▸ **Task details**
Find the string "styles" in the data, then copy every line where it is found.

▸ **Stored data**
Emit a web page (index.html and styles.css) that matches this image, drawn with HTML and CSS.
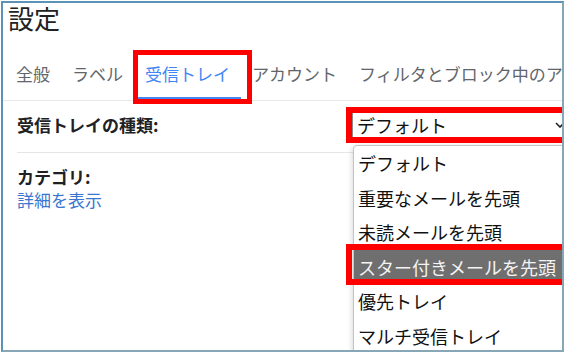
FILE: index.html
```html
<!DOCTYPE html>
<html lang="ja">
<head>
    <meta charset="UTF-8">
    <title>設定</title>
    <link rel="stylesheet" href="styles.css">
</head>
<body>
    <div class="window">
        <div class="title">設定</div>

        <div class="tabs">
            <span class="tab">全般</span>
            <span class="tab">ラベル</span>
            <span class="tab active">受信トレイ</span>
            <span class="tab">アカウント</span>
            <span class="tab">フィルタとブロック中のアドレス</span>
        </div>

        <div class="row">
            <div class="label">受信トレイの種類:</div>
            <div class="select">
                <span>デフォルト</span>
                <svg class="chevron" width="10" height="6" viewBox="0 0 10 6">
                    <polyline points="1,1 5,5 9,1" fill="none" stroke="#222" stroke-width="1.6"/>
                </svg>
            </div>
        </div>

        <div class="row category">
            <div class="label">カテゴリ:</div>
            <a class="link">詳細を表示</a>
        </div>

        <!-- open dropdown of the select -->
        <ul class="dropdown">
            <li>デフォルト</li>
            <li>重要なメールを先頭</li>
            <li>未読メールを先頭</li>
            <li class="hover">スター付きメールを先頭</li>
            <li>優先トレイ</li>
            <li>マルチ受信トレイ</li>
        </ul>

        <!-- red annotation boxes -->
        <div class="mark mark-tab"></div>
        <div class="mark mark-select"></div>
        <div class="mark mark-option"></div>
    </div>
</body>
</html>
```

FILE: styles.css
```css
body {
    margin: 0;
    background: #fff;
    font-family: "Noto Sans CJK JP", "Noto Sans", sans-serif;
    color: #202124;
}
.window {
    position: relative;
    margin: 1px 0 0 1px;
    width: 559px;
    height: 347px;
    border: 2px solid;
    border-color: #5b92b6 #87a6b6 #87a6b6 #5b92b6;
    overflow: hidden;
}
.title {
    font-size: 26px;
    line-height: 30px;
    padding-left: 5px;
    color: #222;
}
.tabs {
    display: flex;
    white-space: nowrap;
    padding: 29px 0 0 2px;
    border-bottom: 1px solid #e8e8e8;
}
.tab {
    flex-shrink: 0;
    font-size: 17px;
    line-height: 24px;
    padding: 0 11px 11px;
    border-bottom: 3px solid transparent;
    color: #62666a;
}
.tab.active {
    color: #4285f4;
    border-bottom-color: #4285f4;
}
.row {
    display: flex;
    align-items: center;
    margin-left: 14px;
    padding: 11px 0 14px;
    border-bottom: 1px solid #e6e6e6;
}
.label {
    width: 335px;
    flex-shrink: 0;
    font-size: 17px;
    font-weight: bold;
    line-height: 24px;
}
.select {
    display: flex;
    align-items: center;
    flex-shrink: 0;
    width: 222px;
    height: 26px;
    box-sizing: border-box;
    padding: 0 8px 0 4px;
    border: 1px solid #8a8a8a;
    font-size: 18px;
    color: #111;
}
.chevron {
    margin-left: auto;
}
.category {
    display: block;
    padding-top: 12px;
    border-bottom: none;
}
.category .label {
    line-height: 23px;
}
.link {
    display: block;
    font-size: 17px;
    line-height: 23px;
    color: #3a76d0;
}
.dropdown {
    position: absolute;
    left: 350px;
    top: 142px;
    width: 230px;
    margin: 0;
    padding: 0;
    list-style: none;
    background: #fff;
    border: 1px solid #c4c4c4;
    border-radius: 4px;
    box-shadow: 0 2px 6px rgba(0,0,0,0.2);
}
.dropdown li {
    font-size: 18px;
    line-height: 34.5px;
    padding-left: 4px;
    color: #111;
    white-space: nowrap;
}
.dropdown li.hover {
    background: #6f6f6f;
    color: #f4f4f4;
}
.mark {
    position: absolute;
    border: 6px solid #ff0000;
    box-sizing: border-box;
}
.mark-tab {
    left: 130px;
    top: 47px;
    width: 119px;
    height: 54px;
    border-width: 5px;
}
.mark-select {
    left: 343px;
    top: 104px;
    width: 230px;
    height: 36px;
}
.mark-option {
    left: 343px;
    top: 241px;
    width: 230px;
    height: 41px;
}
```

▸ **Output for this task**
Emit a web page (index.html and styles.css) that matches this image, drawn with HTML and CSS.
    <link rel="stylesheet" href="styles.css">
FILE: styles.css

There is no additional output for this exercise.